- Entries
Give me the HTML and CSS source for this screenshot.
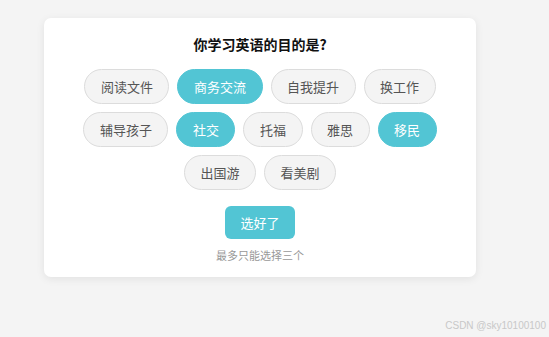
FILE: index.html
```html
<!DOCTYPE html>
<html>

<head>
  <title>学习目的</title>
  <link rel="stylesheet" href="styles.css">
</head>

<body>
  <div class="card">
    <h3 class="card-title">你学习英语的目的是?</h3>
    <div class="tags">
      <span class="tag">阅读文件</span>
      <span class="tag active">商务交流</span>
      <span class="tag">自我提升</span>
      <span class="tag">换工作</span>
      <span class="tag">辅导孩子</span>
      <span class="tag active">社交</span>
      <span class="tag">托福</span>
      <span class="tag">雅思</span>
      <span class="tag active">移民</span>
      <span class="tag">出国游</span>
      <span class="tag">看美剧</span>
    </div>
    <button class="submit">选好了</button>
    <p class="hint">最多只能选择三个</p>
  </div>
  <div class="watermark">CSDN @sky10100100</div>
</body>

</html>
```

FILE: styles.css
```css
body {
  margin: 0;
  min-height: 100vh;
  background-color: #f4f4f4;
  font-family: "Noto Sans CJK SC", "Noto Sans", sans-serif;
  position: relative;
}

.card {
  width: 432px;
  margin: 18px 0 0 44px;
  padding: 16px 0 14px;
  box-sizing: border-box;
  background-color: #ffffff;
  border-radius: 7px;
  box-shadow: 0 2px 8px rgba(0, 0, 0, 0.08);
  display: flex;
  flex-direction: column;
  align-items: center;
}

.card-title {
  margin: 0 0 15px;
  font-size: 14px;
  line-height: 20px;
  font-weight: bold;
  color: #111;
}

.tags {
  width: 380px;
  display: flex;
  flex-wrap: wrap;
  justify-content: center;
  gap: 8px;
}

.tag {
  padding: 0 15.5px;
  height: 33px;
  line-height: 33px;
  font-size: 13px;
  color: #555;
  background-color: #f4f4f4;
  border: 1px solid #dcdcdc;
  border-radius: 18px;
}

.tag.active {
  color: #ffffff;
  background-color: #52c5d4;
  border-color: #52c5d4;
}

.submit {
  margin-top: 16px;
  height: 33px;
  padding: 0 15px;
  font-family: inherit;
  font-size: 13px;
  color: #ffffff;
  background-color: #52c5d4;
  border: none;
  border-radius: 6px;
}

.hint {
  margin: 8px 0 0;
  font-size: 11px;
  line-height: 16px;
  color: #999;
}

.watermark {
  position: absolute;
  right: 3px;
  bottom: 6px;
  font-family: "Liberation Sans", sans-serif;
  font-size: 10px;
  color: #c8c8c8;
}
```
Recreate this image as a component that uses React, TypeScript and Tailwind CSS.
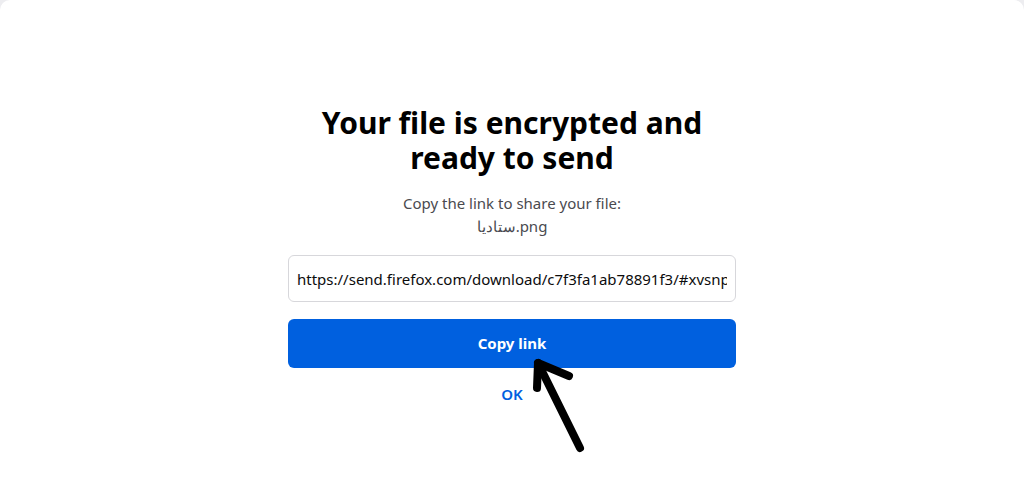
export default function App() {
  return (
    <div className="h-[477px] w-full overflow-hidden bg-[#ededf0] font-['Noto_Sans','Open_Sans',sans-serif]">
      <main className="flex h-full w-full flex-col items-center rounded-t-[10px] bg-white pt-[105px]">
        <section className="relative flex w-[448px] flex-col items-center text-center">
          <h1 className="w-[420px] text-[30px] font-bold leading-[35px] text-black">
            Your file is encrypted and ready to send
          </h1>
          <p className="mt-[17px] text-[15px] leading-[22px] text-[#4a4a4f]">
            Copy the link to share your file:
          </p>
          <p className="mt-[1px] text-[15px] leading-[22px] text-[#4a4a4f]" dir="ltr">
            ستاديا.png
          </p>

          <input
            readOnly
            value="https://send.firefox.com/download/c7f3fa1ab78891f3/#xvsnp4LkT0aWd5F2"
            aria-label="Share link"
            className="mt-[18px] h-[47px] w-full rounded-[6px] border border-[#d7d7db] bg-white px-[8px] text-[15px] text-[#0c0c0d] focus:outline-none"
          />

          <button className="mt-[17px] h-[49px] w-full rounded-[6px] bg-[#0060df] text-[15px] font-bold text-white">
            Copy link
          </button>

          <button className="mt-[15px] text-[15px] font-semibold text-[#0060df]">
            OK
          </button>

          <svg
            className="pointer-events-none absolute left-[240px] top-[244px]"
            width="70"
            height="110"
            viewBox="0 0 70 110"
            fill="none"
            stroke="black"
            strokeWidth="8"
            strokeLinecap="round"
            strokeLinejoin="round"
          >
            <path d="M52 99 L10 14" />
            <path d="M9 39 L10 14 L41 27" />
          </svg>
        </section>
      </main>
    </div>
  );
}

- Exercise description
Except for the pictures, give all the material above again verbatim.

- Solution to the problem
Give me the HTML and CSS source for this screenshot.
FILE: index.html
```html
<!DOCTYPE html>
<html>

<head>
  <title>学习目的</title>
  <link rel="stylesheet" href="styles.css">
</head>

<body>
  <div class="card">
    <h3 class="card-title">你学习英语的目的是?</h3>
    <div class="tags">
      <span class="tag">阅读文件</span>
      <span class="tag active">商务交流</span>
      <span class="tag">自我提升</span>
      <span class="tag">换工作</span>
      <span class="tag">辅导孩子</span>
      <span class="tag active">社交</span>
      <span class="tag">托福</span>
      <span class="tag">雅思</span>
      <span class="tag active">移民</span>
      <span class="tag">出国游</span>
      <span class="tag">看美剧</span>
    </div>
    <button class="submit">选好了</button>
    <p class="hint">最多只能选择三个</p>
  </div>
  <div class="watermark">CSDN @sky10100100</div>
</body>

</html>
```

FILE: styles.css
```css
body {
  margin: 0;
  min-height: 100vh;
  background-color: #f4f4f4;
  font-family: "Noto Sans CJK SC", "Noto Sans", sans-serif;
  position: relative;
}

.card {
  width: 432px;
  margin: 18px 0 0 44px;
  padding: 16px 0 14px;
  box-sizing: border-box;
  background-color: #ffffff;
  border-radius: 7px;
  box-shadow: 0 2px 8px rgba(0, 0, 0, 0.08);
  display: flex;
  flex-direction: column;
  align-items: center;
}

.card-title {
  margin: 0 0 15px;
  font-size: 14px;
  line-height: 20px;
  font-weight: bold;
  color: #111;
}

.tags {
  width: 380px;
  display: flex;
  flex-wrap: wrap;
  justify-content: center;
  gap: 8px;
}

.tag {
  padding: 0 15.5px;
  height: 33px;
  line-height: 33px;
  font-size: 13px;
  color: #555;
  background-color: #f4f4f4;
  border: 1px solid #dcdcdc;
  border-radius: 18px;
}

.tag.active {
  color: #ffffff;
  background-color: #52c5d4;
  border-color: #52c5d4;
}

.submit {
  margin-top: 16px;
  height: 33px;
  padding: 0 15px;
  font-family: inherit;
  font-size: 13px;
  color: #ffffff;
  background-color: #52c5d4;
  border: none;
  border-radius: 6px;
}

.hint {
  margin: 8px 0 0;
  font-size: 11px;
  line-height: 16px;
  color: #999;
}

.watermark {
  position: absolute;
  right: 3px;
  bottom: 6px;
  font-family: "Liberation Sans", sans-serif;
  font-size: 10px;
  color: #c8c8c8;
}
```
Recreate this image as a component that uses React, TypeScript and Tailwind CSS.
export default function App() {
  return (
    <div className="h-[477px] w-full overflow-hidden bg-[#ededf0] font-['Noto_Sans','Open_Sans',sans-serif]">
      <main className="flex h-full w-full flex-col items-center rounded-t-[10px] bg-white pt-[105px]">
        <section className="relative flex w-[448px] flex-col items-center text-center">
          <h1 className="w-[420px] text-[30px] font-bold leading-[35px] text-black">
            Your file is encrypted and ready to send
          </h1>
          <p className="mt-[17px] text-[15px] leading-[22px] text-[#4a4a4f]">
            Copy the link to share your file:
          </p>
          <p className="mt-[1px] text-[15px] leading-[22px] text-[#4a4a4f]" dir="ltr">
            ستاديا.png
          </p>

          <input
            readOnly
            value="https://send.firefox.com/download/c7f3fa1ab78891f3/#xvsnp4LkT0aWd5F2"
            aria-label="Share link"
            className="mt-[18px] h-[47px] w-full rounded-[6px] border border-[#d7d7db] bg-white px-[8px] text-[15px] text-[#0c0c0d] focus:outline-none"
          />

          <button className="mt-[17px] h-[49px] w-full rounded-[6px] bg-[#0060df] text-[15px] font-bold text-white">
            Copy link
          </button>

          <button className="mt-[15px] text-[15px] font-semibold text-[#0060df]">
            OK
          </button>

          <svg
            className="pointer-events-none absolute left-[240px] top-[244px]"
            width="70"
            height="110"
            viewBox="0 0 70 110"
            fill="none"
            stroke="black"
            strokeWidth="8"
            strokeLinecap="round"
            strokeLinejoin="round"
          >
            <path d="M52 99 L10 14" />
            <path d="M9 39 L10 14 L41 27" />
          </svg>
        </section>
      </main>
    </div>
  );
}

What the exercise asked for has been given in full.